En todo caso, más allá de la oportunidad de la entrevista, lo cierto es que el discurso del ministro no ha cambiado durante meses. Y no debería, a no ser que se espere la admisión de que ha hecho mal su trabajo y que los independentistas han hecho lo que les ha dado la gana con fondos como los del FLA, el mecanismo por el que de facto se intervenían las cuentas de la Generalitat. Es más, los argumentos del juez -que se basan en los informes de la Guardia Civil- y del ministro no tienen que ser del todo contradictorios. El descontrol en el gasto de las Administraciones Públicas no es la única vía de malversación. El propio Montoro alerta en la entrevista de que existen delitos de falsificación que pueden ser cometidos por funcionarios e incluso expone que malversación también es “abrir un recinto para un acto político ilegal”. Es más, aunque es indemostrable, corre la especie por Madrid desde hace meses de que el dinero para financiar la secesión -sea público o no- lleva años esperando fuera de España.
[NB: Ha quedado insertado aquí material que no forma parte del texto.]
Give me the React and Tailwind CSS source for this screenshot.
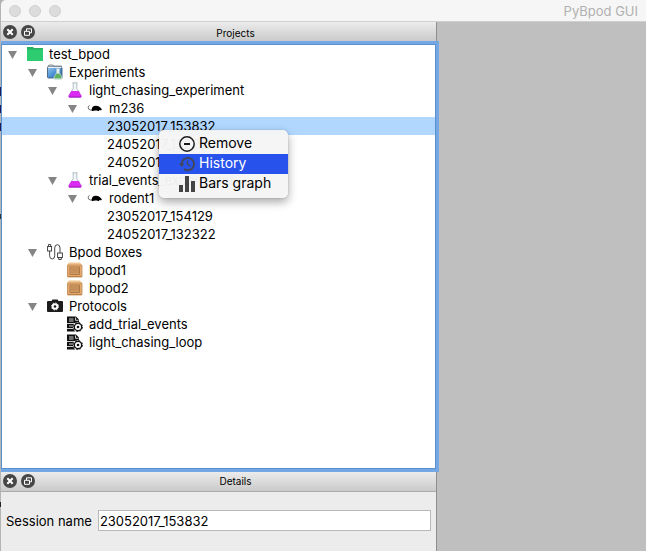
import React from "react";

function GreenFolder() {
  return (
    <svg viewBox="0 0 16 16" className="size-4">
      <path d="M0 1h6l1 1h9v13H0z" fill="#27b063" />
      <path d="M0 3.500h16V15H0z" fill="#2ecc71" />
    </svg>
  );
}

function LabFolder() {
  return (
    <svg viewBox="0 0 16 16" className="size-4">
      <defs>
        <linearGradient id="lab" x1="0" y1="0" x2="1" y2="1">
          <stop offset="0" stopColor="#9cc8ee" />
          <stop offset=".5" stopColor="#4d93d6" />
          <stop offset="1" stopColor="#2b62a6" />
        </linearGradient>
      </defs>
      <path d="M1 3.500V2l1-1h4l1 1h7.500v2z" fill="#cfd3d6" stroke="#5f676e" strokeWidth=".7" />
      <rect x=".5" y="3" width="14.500" height="11" rx="1" fill="url(#lab)" stroke="#44607c" strokeWidth=".9" />
      <path d="M1 3.500h13.500" stroke="#e9eef2" />
      <path d="M9.500 4.500h3v4l3 5.500-1 1.300h-7l-1-1.300 3-5.500z" fill="#e3f0ee" stroke="#a9c3c8" strokeWidth=".5" />
      <path d="M9.300 9.500h3.400l2.100 4.300-.6.700H7.800l-.6-.7z" fill="#62b264" />
    </svg>
  );
}

function Flask() {
  return (
    <svg viewBox="0 0 16 16" className="size-4">
      <path d="M5.500.8h5M6.200 1v5.500L2 13.500q-.7 1.800 1 1.800h10q1.700 0 1-1.800L9.800 6.500V1" fill="#f1f6f8" stroke="#a9b8bf" strokeWidth=".9" />
      <path d="M4.300 9h7.400l2.800 4.800q.5 1.600-1 1.600H2.500q-1.500 0-1-1.600z" fill="#d92bf2" />
      <path d="M2 14.900h12" stroke="#a31fc0" strokeWidth=".9" />
    </svg>
  );
}

function Mouse() {
  return (
    <svg viewBox="0 0 16 16" className="size-4">
      <path d="M2.600 5.500Q1 6 1.200 7.800t2.300 2.200H8" fill="none" stroke="#444" strokeWidth=".8" />
      <path d="M4.600 10Q4.800 5.800 8.800 5.700q3-.1 4.500 1.800l1.500 1.700q.3.800-1 1l-1.800.1v.7h-1.500v-.6H6.500v.5H5z" fill="#000" />
    </svg>
  );
}

function Cable() {
  return (
    <svg viewBox="0 0 16 16" className="size-4" fill="none" stroke="#333" strokeWidth=".9">
      <rect x=".6" y="2.500" width="4" height="4.500" />
      <path d="M1.500 2.500v-2h2.200v2M2.600 7v4.500Q2.600 15 5.200 15T7.700 11.500V4Q7.700.7 10.300.7t2.700 3.300V9" />
      <rect x="10.600" y="9" width="4.800" height="4.500" />
      <path d="M11.700 13.500v2h2.600v-2" />
    </svg>
  );
}

function Crate() {
  return (
    <svg viewBox="0 0 16 16" className="size-4">
      <path d="M2 .5h11L15 3v11.500H0V3z" fill="#f0c592" />
      <rect x=".5" y="3" width="14.500" height="12" rx=".5" fill="#e2aa70" stroke="#c48b54" strokeWidth=".8" />
      <rect x="3" y="5" width="9.500" height="7.500" fill="#dda76f" stroke="#a36c3a" strokeWidth=".8" />
      <path d="M5 6v5.500M7 6v5.500M9 6v5.500M11 6v5.500" stroke="#a36c3a" strokeWidth=".8" />
      <path d="M1 14.500h13.500" stroke="#b67a40" strokeWidth=".8" />
    </svg>
  );
}

function CameraGear() {
  return (
    <svg viewBox="0 0 16 16" className="size-4">
      <path d="M0 4q0-1 1-1h3.500l1-1.500h5l1 1.500H15q1 0 1 1v9q0 1-1 1H1q-1 0-1-1z" fill="#1c1c1c" />
      <circle cx="8" cy="8.500" r="2.300" fill="none" stroke="#fff" strokeWidth="2" />
      <circle cx="8" cy="8.500" r="3.500" fill="none" stroke="#fff" strokeWidth="1" strokeDasharray="1.370 1.370" />
    </svg>
  );
}

function ScriptGear() {
  return (
    <svg viewBox="0 0 16 16" className="size-4">
      <path d="M0 .5h9l3 3V8L8 15.500H0z" fill="#111" />
      <path d="M2 3h4.500M2 5h4.500M0 7.500h8M2 10h4M0 12.500h6" stroke="#fff" strokeWidth=".8" />
      <path d="M8.500 1.500v2.800h3" fill="none" stroke="#fff" strokeWidth=".8" />
      <circle cx="11" cy="11" r="5" fill="#fff" />
      <circle cx="11" cy="11" r="3.700" fill="none" stroke="#111" strokeWidth="1.400" />
      <circle cx="11" cy="11" r="4.500" fill="none" stroke="#111" strokeWidth=".9" strokeDasharray="1.770 1.765" />
      <circle cx="11" cy="11" r="1.300" fill="#111" />
    </svg>
  );
}

function RemoveIcon() {
  return (
    <svg viewBox="0 0 16 16" className="size-4" fill="none" stroke="#1c1c1c">
      <circle cx="8" cy="8" r="7.200" strokeWidth="1.500" />
      <path d="M5 8h6" strokeWidth="1.800" />
    </svg>
  );
}

function HistoryIcon() {
  return (
    <svg viewBox="0 0 16 16" className="size-4" fill="none" stroke="#414757">
      <path d="M2.600 8A6.200 6.200 0 1 1 5 13" strokeWidth="1.900" />
      <path d="M0 7.500h5.400L2.700 11z" fill="#414757" stroke="none" />
      <path d="M8.500 4.500V8l2.800 2.300" strokeWidth="1.300" />
    </svg>
  );
}

function BarsIcon() {
  return (
    <svg viewBox="0 0 16 16" className="size-4" fill="#444">
      <path d="M0 9h4v7H0zM6 0h4v16H6zM12 5h4v11h-4z" />
    </svg>
  );
}

const rows = [
  { label: "test_bpod", indent: "pl-[5px]", icon: GreenFolder, open: true },
  { label: "Experiments", indent: "pl-[25px]", icon: LabFolder, open: true },
  { label: "light_chasing_experiment", indent: "pl-[45px]", icon: Flask, open: true },
  { label: "m236", indent: "pl-[65px]", icon: Mouse, open: true },
  { label: "23052017_153832", indent: "pl-[105px]", selected: true },
  { label: "24052017_132211", indent: "pl-[105px]" },
  { label: "24052017_132256", indent: "pl-[105px]" },
  { label: "trial_events_experiment", indent: "pl-[45px]", icon: Flask, open: true },
  { label: "rodent1", indent: "pl-[65px]", icon: Mouse, open: true },
  { label: "23052017_154129", indent: "pl-[105px]" },
  { label: "24052017_132322", indent: "pl-[105px]" },
  { label: "Bpod Boxes", indent: "pl-[25px]", icon: Cable, open: true },
  { label: "bpod1", indent: "pl-[65px]", icon: Crate },
  { label: "bpod2", indent: "pl-[65px]", icon: Crate },
  { label: "Protocols", indent: "pl-[25px]", icon: CameraGear, open: true },
  { label: "add_trial_events", indent: "pl-[65px]", icon: ScriptGear },
  { label: "light_chasing_loop", indent: "pl-[65px]", icon: ScriptGear },
];

function TreeRow({ label, indent, icon: Icon, open, selected }) {
  return (
    <li className={`flex h-[18px] items-center ${indent} ${selected ? "bg-[#b1d7ff]" : ""}`}>
      {open && (
        <button aria-label={`Collapse ${label}`} className="flex w-5 shrink-0 pt-px pl-px">
          <svg viewBox="0 0 9 8" className="h-2 w-[9px]">
            <path d="M0 0h9L4.500 8z" fill="#858585" />
          </svg>
        </button>
      )}
      {Icon && (
        <span className="mr-1.5 shrink-0">
          <Icon />
        </span>
      )}
      <span className="pt-0.5 whitespace-nowrap">{label}</span>
    </li>
  );
}

function PanelHeader({ title, spacing }) {
  return (
    <header className={`flex h-5 shrink-0 items-center border-b border-[#aaa] bg-linear-to-b from-[#ececec] to-[#cacaca] pl-0.5 text-[10px] ${spacing}`}>
      <div className="flex gap-1">
        <button aria-label={`Close ${title}`}>
          <svg viewBox="0 0 14 14" className="size-3.5">
            <circle cx="7" cy="7" r="7" fill="#464646" />
            <path d="M4.300 4.300l5.400 5.400M9.700 4.300L4.300 9.700" stroke="#fff" strokeWidth="2" />
          </svg>
        </button>
        <button aria-label={`Float ${title}`}>
          <svg viewBox="0 0 14 14" className="size-3.5">
            <circle cx="7" cy="7" r="7" fill="#464646" />
            <path d="M5.500 6V3.800h5v4H8.800M3.500 6.300h5v4h-5z" fill="none" stroke="#fff" />
          </svg>
        </button>
      </div>
      <h2 className="flex-1 pt-0.5 text-center">{title}</h2>
    </header>
  );
}

function MenuItem({ icon: Icon, label, tone = "" }) {
  return (
    <button role="menuitem" className={`flex h-5 w-full items-center gap-1 pl-5 text-left ${tone}`}>
      <Icon />
      <span className="pb-0.5">{label}</span>
    </button>
  );
}

function ContextMenu() {
  return (
    <div role="menu" className="absolute top-[85px] left-[157px] w-[129px] rounded-[5px] bg-[#f5f5f5]/97 py-1 text-[14px] leading-5 shadow-[0_0_1px_rgba(0,0,0,0.45),0_4px_10px_rgba(0,0,0,0.35)]">
      <MenuItem icon={RemoveIcon} label="Remove" />
      <MenuItem icon={HistoryIcon} label="History" tone="bg-[#2852ec] text-white" />
      <MenuItem icon={BarsIcon} label="Bars graph" />
    </div>
  );
}

export default function App() {
  return (
    <div className="h-screen bg-[#b4b4b4] bg-[linear-gradient(#b4b4b4_87px,#1c1c5c_87px,#1c1c5c_96px,#b4b4b4_96px,#b4b4b4_105px,#1c1c5c_105px,#1c1c5c_113px,#b4b4b4_113px,#b4b4b4_123px,#1c1c5c_123px,#1c1c5c_131px,#b4b4b4_131px,#b4b4b4_214px,#333_214px,#333_219px,#b4b4b4_219px,#b4b4b4_502px,#222_502px,#222_507px,#b4b4b4_507px)] pl-px font-['Inter','Liberation_Sans',sans-serif] text-[13px] text-black">
      <div className="flex h-full flex-col overflow-hidden rounded-tl-[5px] bg-[#bfbfbf]">
        <div className="flex h-[22px] shrink-0 items-center border-b border-[#cfcfcf] bg-[#f6f6f6] pr-2 pl-2">
          <div className="flex gap-2">
            <button aria-label="Close" className="size-3 rounded-full border border-[#cfcfcf] bg-[#dcdcdc]" />
            <button aria-label="Minimize" className="size-3 rounded-full border border-[#cfcfcf] bg-[#dcdcdc]" />
            <button aria-label="Zoom" className="size-3 rounded-full border border-[#cfcfcf] bg-[#dcdcdc]" />
          </div>
          <h1 className="ml-auto pt-0.5 text-[#b1b1b1]">PyBpod GUI</h1>
        </div>
        <main className="flex min-h-0 flex-1">
          <div className="flex w-[436px] shrink-0 flex-col border-r border-[#8e8e8e] bg-[#ececec]">
            <PanelHeader title="Projects" spacing="pt-px" />
            <section className="relative z-10 mt-0.5 mb-[3px] min-h-0 flex-1 border border-[#5890d0] bg-white shadow-[0_0_0_3px_#74a7e4]">
              <ul>
                {rows.map((row) => (
                  <TreeRow key={row.label} {...row} />
                ))}
              </ul>
              <ContextMenu />
            </section>
            <PanelHeader title="Details" spacing="pb-px" />
            <form className="flex items-center gap-1.5 pt-[18px] pr-[5px] pb-5 pl-[5px]">
              <label htmlFor="session" className="pt-0.5 whitespace-nowrap">Session name</label>
              <input id="session" defaultValue="23052017_153832" className="h-[21px] min-w-0 flex-1 border border-[#b9b9b9] bg-white px-px pt-px outline-none" />
            </form>
          </div>
        </main>
      </div>
    </div>
  );
}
Superado ese punto, cuya definición última depende de la propia investigación judicial, la actuación del juez Llarena también merece un análisis. Al menos fuentes internas del Gobierno alertan de que su beligerancia de los últimos días enlaza con el sonoro revés propinado por la justicia alemana, que ha descartado sin ambages el delito de rebelión. Consumados juristas consultados por este periódico ya cuestionaban la tipificación del delito incluso antes del pronunciamiento desde Alemania. “Yo me hubiera quedado dos pasitos más atrás. Conspiración para la rebelión hubiera sido mucho más atinado. ¿Es que hay que  meter 30 años en la cárcel a alguien para que nos parezca una sentencia suficiente?”, se preguntaba uno de ellos tras una comida. ¿Puede permitirse Llarena que también se caiga la malversación? Seguramente no. Tampoco está demasiado claro que pueda permitírselo el Partido Popular, cuyos sectores más duros son los que han puesto a Montoro en la diana.
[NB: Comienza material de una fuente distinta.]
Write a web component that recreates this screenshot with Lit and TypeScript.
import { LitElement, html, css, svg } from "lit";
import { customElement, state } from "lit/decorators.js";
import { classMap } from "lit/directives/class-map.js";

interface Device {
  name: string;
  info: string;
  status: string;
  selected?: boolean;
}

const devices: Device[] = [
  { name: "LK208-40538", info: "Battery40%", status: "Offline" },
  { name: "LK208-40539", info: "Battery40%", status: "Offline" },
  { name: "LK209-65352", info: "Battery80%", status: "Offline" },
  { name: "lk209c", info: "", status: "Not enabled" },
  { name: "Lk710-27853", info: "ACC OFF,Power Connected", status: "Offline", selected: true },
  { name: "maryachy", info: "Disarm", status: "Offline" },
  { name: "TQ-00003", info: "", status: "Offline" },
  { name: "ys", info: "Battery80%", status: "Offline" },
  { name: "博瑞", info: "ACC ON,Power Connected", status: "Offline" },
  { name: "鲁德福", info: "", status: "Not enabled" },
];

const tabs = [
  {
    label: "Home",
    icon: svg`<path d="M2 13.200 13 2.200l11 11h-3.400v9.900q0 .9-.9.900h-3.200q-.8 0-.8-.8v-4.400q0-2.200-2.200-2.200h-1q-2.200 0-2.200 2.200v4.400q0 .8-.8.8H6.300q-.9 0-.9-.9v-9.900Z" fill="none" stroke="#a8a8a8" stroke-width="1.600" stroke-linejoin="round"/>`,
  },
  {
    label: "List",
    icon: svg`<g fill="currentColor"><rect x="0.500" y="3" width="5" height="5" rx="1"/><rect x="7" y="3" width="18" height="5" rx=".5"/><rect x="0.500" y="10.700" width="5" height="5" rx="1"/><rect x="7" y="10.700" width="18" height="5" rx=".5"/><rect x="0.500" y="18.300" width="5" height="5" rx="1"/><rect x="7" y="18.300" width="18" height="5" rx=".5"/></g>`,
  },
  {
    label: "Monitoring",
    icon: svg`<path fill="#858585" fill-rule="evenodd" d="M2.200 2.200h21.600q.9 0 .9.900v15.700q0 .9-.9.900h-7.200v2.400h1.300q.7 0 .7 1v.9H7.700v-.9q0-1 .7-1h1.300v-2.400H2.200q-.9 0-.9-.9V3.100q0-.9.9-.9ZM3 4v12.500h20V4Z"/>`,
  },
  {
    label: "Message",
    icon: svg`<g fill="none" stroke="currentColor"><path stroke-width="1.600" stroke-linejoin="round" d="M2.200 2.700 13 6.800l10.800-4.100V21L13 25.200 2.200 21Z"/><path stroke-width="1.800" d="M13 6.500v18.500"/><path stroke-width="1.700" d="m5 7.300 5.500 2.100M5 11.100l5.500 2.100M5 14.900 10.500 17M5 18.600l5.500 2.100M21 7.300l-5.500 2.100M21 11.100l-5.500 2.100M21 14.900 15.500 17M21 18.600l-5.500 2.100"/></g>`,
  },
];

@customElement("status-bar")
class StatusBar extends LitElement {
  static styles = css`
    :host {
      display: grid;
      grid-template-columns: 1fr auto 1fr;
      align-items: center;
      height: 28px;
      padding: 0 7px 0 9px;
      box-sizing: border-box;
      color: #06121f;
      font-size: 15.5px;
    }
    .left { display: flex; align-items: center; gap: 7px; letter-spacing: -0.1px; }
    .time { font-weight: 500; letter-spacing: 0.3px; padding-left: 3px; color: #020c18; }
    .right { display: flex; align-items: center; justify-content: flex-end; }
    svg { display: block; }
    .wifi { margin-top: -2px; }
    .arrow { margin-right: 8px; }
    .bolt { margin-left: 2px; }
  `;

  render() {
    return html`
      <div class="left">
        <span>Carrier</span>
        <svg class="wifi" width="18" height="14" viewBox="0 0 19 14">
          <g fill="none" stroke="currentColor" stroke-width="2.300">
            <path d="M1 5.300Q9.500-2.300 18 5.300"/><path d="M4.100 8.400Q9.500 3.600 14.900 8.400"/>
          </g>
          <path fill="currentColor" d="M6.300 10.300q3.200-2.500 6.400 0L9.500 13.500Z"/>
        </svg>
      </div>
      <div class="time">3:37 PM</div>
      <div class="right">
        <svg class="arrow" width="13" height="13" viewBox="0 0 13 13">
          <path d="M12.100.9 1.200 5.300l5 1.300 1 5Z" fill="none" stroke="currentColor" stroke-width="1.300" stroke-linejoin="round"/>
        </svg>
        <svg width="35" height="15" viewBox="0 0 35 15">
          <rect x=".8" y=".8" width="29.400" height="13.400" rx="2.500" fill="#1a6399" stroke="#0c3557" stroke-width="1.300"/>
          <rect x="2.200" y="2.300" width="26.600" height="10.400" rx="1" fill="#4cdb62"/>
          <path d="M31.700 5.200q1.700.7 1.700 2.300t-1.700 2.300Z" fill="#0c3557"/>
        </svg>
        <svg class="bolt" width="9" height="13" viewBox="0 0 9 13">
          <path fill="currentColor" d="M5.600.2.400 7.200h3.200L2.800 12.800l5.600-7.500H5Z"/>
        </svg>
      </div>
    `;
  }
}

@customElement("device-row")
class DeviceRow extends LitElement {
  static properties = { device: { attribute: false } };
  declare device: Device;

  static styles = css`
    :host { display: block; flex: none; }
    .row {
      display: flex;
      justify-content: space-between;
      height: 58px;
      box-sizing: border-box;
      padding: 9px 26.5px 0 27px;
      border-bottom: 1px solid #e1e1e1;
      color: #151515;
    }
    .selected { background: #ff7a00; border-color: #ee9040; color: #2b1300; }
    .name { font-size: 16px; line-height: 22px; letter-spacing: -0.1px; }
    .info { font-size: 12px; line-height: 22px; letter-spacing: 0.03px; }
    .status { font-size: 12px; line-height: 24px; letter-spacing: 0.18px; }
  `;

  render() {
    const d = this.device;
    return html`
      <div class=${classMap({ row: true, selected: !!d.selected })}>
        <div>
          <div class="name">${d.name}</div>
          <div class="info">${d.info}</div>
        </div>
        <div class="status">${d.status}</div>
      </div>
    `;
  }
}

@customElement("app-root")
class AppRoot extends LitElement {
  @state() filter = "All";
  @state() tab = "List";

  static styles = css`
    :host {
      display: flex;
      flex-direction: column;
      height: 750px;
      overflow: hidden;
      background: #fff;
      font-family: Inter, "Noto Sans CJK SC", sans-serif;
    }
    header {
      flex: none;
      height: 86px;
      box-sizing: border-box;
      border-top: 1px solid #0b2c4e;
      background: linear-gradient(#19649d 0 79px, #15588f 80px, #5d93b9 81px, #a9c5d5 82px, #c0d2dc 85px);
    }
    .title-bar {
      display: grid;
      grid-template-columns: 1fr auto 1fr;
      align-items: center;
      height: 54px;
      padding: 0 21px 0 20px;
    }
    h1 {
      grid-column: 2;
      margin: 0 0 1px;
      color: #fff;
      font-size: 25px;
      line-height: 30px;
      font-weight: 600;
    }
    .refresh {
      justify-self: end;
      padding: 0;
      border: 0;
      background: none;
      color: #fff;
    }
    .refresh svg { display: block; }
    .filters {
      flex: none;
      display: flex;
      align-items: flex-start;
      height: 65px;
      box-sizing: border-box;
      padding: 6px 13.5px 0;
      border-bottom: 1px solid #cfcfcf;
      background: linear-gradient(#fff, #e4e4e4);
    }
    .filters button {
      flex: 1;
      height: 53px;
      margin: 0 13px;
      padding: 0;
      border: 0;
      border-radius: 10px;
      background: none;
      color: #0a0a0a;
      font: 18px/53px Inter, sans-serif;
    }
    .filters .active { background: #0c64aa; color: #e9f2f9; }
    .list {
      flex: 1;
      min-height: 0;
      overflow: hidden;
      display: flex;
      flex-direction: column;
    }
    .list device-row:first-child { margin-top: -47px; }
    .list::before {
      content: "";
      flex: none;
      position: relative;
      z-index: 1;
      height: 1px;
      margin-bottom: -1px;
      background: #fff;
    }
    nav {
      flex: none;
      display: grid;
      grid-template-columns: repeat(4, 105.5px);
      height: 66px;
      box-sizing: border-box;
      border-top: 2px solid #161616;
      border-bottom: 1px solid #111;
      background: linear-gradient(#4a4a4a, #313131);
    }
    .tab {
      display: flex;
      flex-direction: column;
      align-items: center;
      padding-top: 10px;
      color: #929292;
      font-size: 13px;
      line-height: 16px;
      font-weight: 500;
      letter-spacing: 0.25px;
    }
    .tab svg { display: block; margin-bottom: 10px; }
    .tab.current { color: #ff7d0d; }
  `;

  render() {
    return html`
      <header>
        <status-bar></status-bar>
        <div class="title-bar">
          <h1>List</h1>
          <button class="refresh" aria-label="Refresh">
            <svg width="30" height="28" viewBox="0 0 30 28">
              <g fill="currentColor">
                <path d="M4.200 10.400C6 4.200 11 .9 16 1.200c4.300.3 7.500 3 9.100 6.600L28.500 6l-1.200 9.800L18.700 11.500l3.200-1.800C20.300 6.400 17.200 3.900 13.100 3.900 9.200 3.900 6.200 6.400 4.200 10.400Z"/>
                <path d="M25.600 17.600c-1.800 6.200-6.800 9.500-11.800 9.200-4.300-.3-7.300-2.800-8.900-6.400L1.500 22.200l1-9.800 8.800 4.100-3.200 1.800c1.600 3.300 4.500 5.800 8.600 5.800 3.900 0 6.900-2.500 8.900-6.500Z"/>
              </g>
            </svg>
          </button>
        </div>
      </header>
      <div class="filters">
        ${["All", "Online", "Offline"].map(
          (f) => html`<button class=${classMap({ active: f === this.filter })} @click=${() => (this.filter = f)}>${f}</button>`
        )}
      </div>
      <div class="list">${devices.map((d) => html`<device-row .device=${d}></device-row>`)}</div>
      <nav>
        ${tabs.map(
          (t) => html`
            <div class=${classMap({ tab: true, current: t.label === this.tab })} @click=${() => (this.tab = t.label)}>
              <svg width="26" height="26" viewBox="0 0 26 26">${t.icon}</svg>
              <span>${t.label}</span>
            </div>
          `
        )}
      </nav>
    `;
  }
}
Para entender al ministro de Hacienda, en todo caso, hay que escucharle en privado. Dice algo en la entrevista, de hecho, que expresa su sentir de manera muy fiel. “Mi fracaso en política ha sido la pedagogía -subraya-. No he sabido explicar que gobernar no equivale a gastar”. Y es que Montoro, que podrá presumir en Navidad con sus nietos de ser uno los ministros de Hacienda más longevos, trabaja en su fuero interno para su legado. Tiene la esperanza de que el tiempo le trate con bondad. No solo ha puesto en marcha fórmulas imaginativas para solventar problemas de largo aliento como el pago a proveedores -hasta dos años de retraso en alguna comunidades autónomas cuando llegó-, sino que ha llevado a cabo un proceso de consolidación fiscal durísimo sin incurrir en desequilibrios sociales irreparables. Bromea cuando asegura que está casi jubilado, pero ni él mismo se lo cree cuando lo dice. En realidad, añora el reconocimiento a su trabajo, a veces injustamente opacado por sus formas. Y por eso va a inundar de documentación a Llarena para demostrar sus tesis y que esta novela negra es de las buenas, de esas en las que el culpable no es el mayordomo.